José Sarney, já sob a
Presidência, envia a proposta de Emenda Constitucional n. 26, de 27 de novembro
de 1985, ao Congresso Nacional para que se convocasse uma Assembleia Nacional
Constituinte à elaboração da Constituição. Por isso, tecnicamente não se
tratava de emenda, mas sim de ato político (SILVA, 2011, p.87).
A Constituição da
República Federativa do Brasil de 1988, alcunhada por Ulysses Guimarães de a
“Constituição Cidadã”, graças à valorização do cidadão, finalmente foi
promulgada em 05 de outubro de 1988. Com ela, passamos a viver um Novo
pensamento constitucional. Foi-se o tempo em que a
Constituição era destituída de efetividade. Éramos herdeiros de uma tradição europeia em que a Constituição era
compreendida como documento político e não tinha a aplicabilidade direta e
imediata antes que houvesse a intermediação do legislador ou administrador.
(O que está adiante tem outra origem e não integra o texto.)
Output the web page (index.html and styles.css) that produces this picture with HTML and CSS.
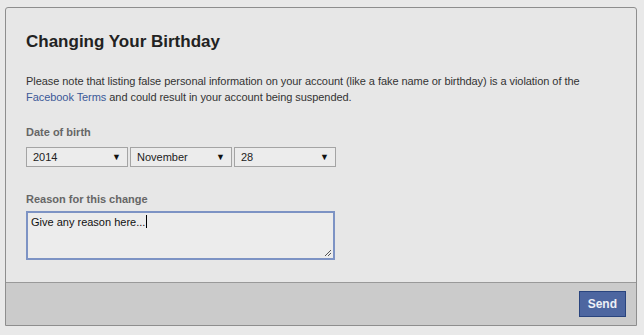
FILE: index.html
```html
<!DOCTYPE html>
<html lang="en">
<head>
    <meta charset="UTF-8">
    <meta name="viewport" content="width=device-width, initial-scale=1.0">
    <title>Changing Your Birthday</title>
    <link rel="stylesheet" href="styles.css">
</head>
<body>
    <div class="dialog">
        <div class="dialog_body">
            <h2 class="title">Changing Your Birthday</h2>
            <p class="note">Please note that listing false personal information on your account (like a fake name or birthday) is a violation of the <a href="#">Facebook Terms</a> and could result in your account being suspended.</p>

            <div class="label">Date of birth</div>
            <div class="selects">
                <div class="select year">2014<span class="arrow">&#9660;</span></div>
                <div class="select">November<span class="arrow">&#9660;</span></div>
                <div class="select">28<span class="arrow">&#9660;</span></div>
            </div>

            <div class="label reason_label">Reason for this change</div>
            <div class="textarea">Give any reason here...<span class="caret"></span>
                <svg class="grip" width="8" height="8" viewBox="0 0 8 8">
                    <path d="M7 1L1 7M7 4L4 7" stroke="#555" stroke-width="1"/>
                </svg>
            </div>
        </div>
        <div class="dialog_footer">
            <button class="send">Send</button>
        </div>
    </div>
</body>
</html>
```

FILE: styles.css
```css
body {
    font-family: "Liberation Sans", Arial, sans-serif;
    margin: 0;
    padding: 7px 7px 9px 5px;
    background-color: #e9e9e9;
    color: #333;
}
.dialog {
    border: 1px solid #8e8e8e;
    border-radius: 3px 3px 0 0;
    background-color: #e7e7e7;
    height: 319px;
    box-sizing: border-box;
    display: flex;
    flex-direction: column;
}
.dialog_body {
    flex: 1;
    padding: 23px 20px 0 20px;
}
.title {
    font-size: 17px;
    font-weight: bold;
    color: #222;
    margin: 0 0 20px 0;
    line-height: 22px;
}
.note {
    font-size: 11px;
    line-height: 16px;
    letter-spacing: -0.06px;
    margin: 0 0 20px 0;
}
.note a {
    color: #3b5998;
    text-decoration: none;
}
.label {
    font-size: 11px;
    font-weight: bold;
    color: #666;
    line-height: 14px;
    margin-bottom: 8px;
}
.reason_label {
    margin-top: 25px;
    margin-bottom: 5px;
}
.selects {
    display: flex;
    gap: 2px;
}
.select {
    width: 102px;
    height: 20px;
    box-sizing: border-box;
    border: 1px solid #a4a4a4;
    background-color: #ececec;
    font-size: 11px;
    line-height: 18px;
    padding: 0 6px;
    display: flex;
    justify-content: space-between;
    color: #222;
}
.arrow {
    font-size: 9px;
    color: #111;
}
.textarea {
    position: relative;
    width: 309px;
    height: 49px;
    box-sizing: border-box;
    border: 2px solid #7d93c4;
    background-color: #ececec;
    font-size: 11px;
    line-height: 14px;
    padding: 2px 3px;
    color: #111;
}
.caret {
    display: inline-block;
    width: 1px;
    height: 13px;
    background-color: #000;
    vertical-align: -2px;
    margin-left: 1px;
}
.grip {
    position: absolute;
    right: 1px;
    bottom: 1px;
}
.dialog_footer {
    height: 42px;
    border-top: 1px solid #999;
    background-color: #cbcbcb;
    display: flex;
    justify-content: flex-end;
    align-items: center;
    padding-right: 10px;
}
.send {
    font-family: "Liberation Sans", Arial, sans-serif;
    font-size: 12px;
    font-weight: bold;
    color: #eef0f6;
    background-color: #4d66a0;
    border: 1px solid #29447e;
    padding: 0 8px;
    height: 26px;
}
```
O nosso constitucionalismo contemporâneo, embora tardio, atingiu o
seu triunfo com a Constituição Federal de 1988, o que contribuiu para a mudança paradigmática da jurisdição constitucional
brasileira, expandindo-a através da ampliação do direito de propositura, bem
como da criação de novas modalidades de controle concentrado (ação declaratória
de constitucionalidade), e a regulamentação da arguição de descumprimento de
preceito fundamental. E nesse novo ambiente, os Tribunais passam a ter o papel
de protagonistas na concretização da Constituição e dos direitos
fundamentais.
No entanto, o controle político,
isto é, o controle realizado por órgãos estranhos ao Poder Judiciário não
desaparece. Ele assume um papel relativamente importante no sistema protetivo
da Constituição, atuando, em regra, preventivamente. Assim é que o controle preventivo realizado
pelos órgãos do Congresso Nacional (Poder Legislativo)
se dá em 3 momentos diferentes. Ele é realizado pela: a) mesa diretora; b) pelas
comissões parlamentes; c) pelo plenário. Quando um projeto de lei chega a um
órgão legislativo, a mesa diretora
recebe o projeto de lei. Se ela entende que o projeto é flagrantemente
inconstitucional, a mesa diretora já pode determinar o arquivamento do projeto.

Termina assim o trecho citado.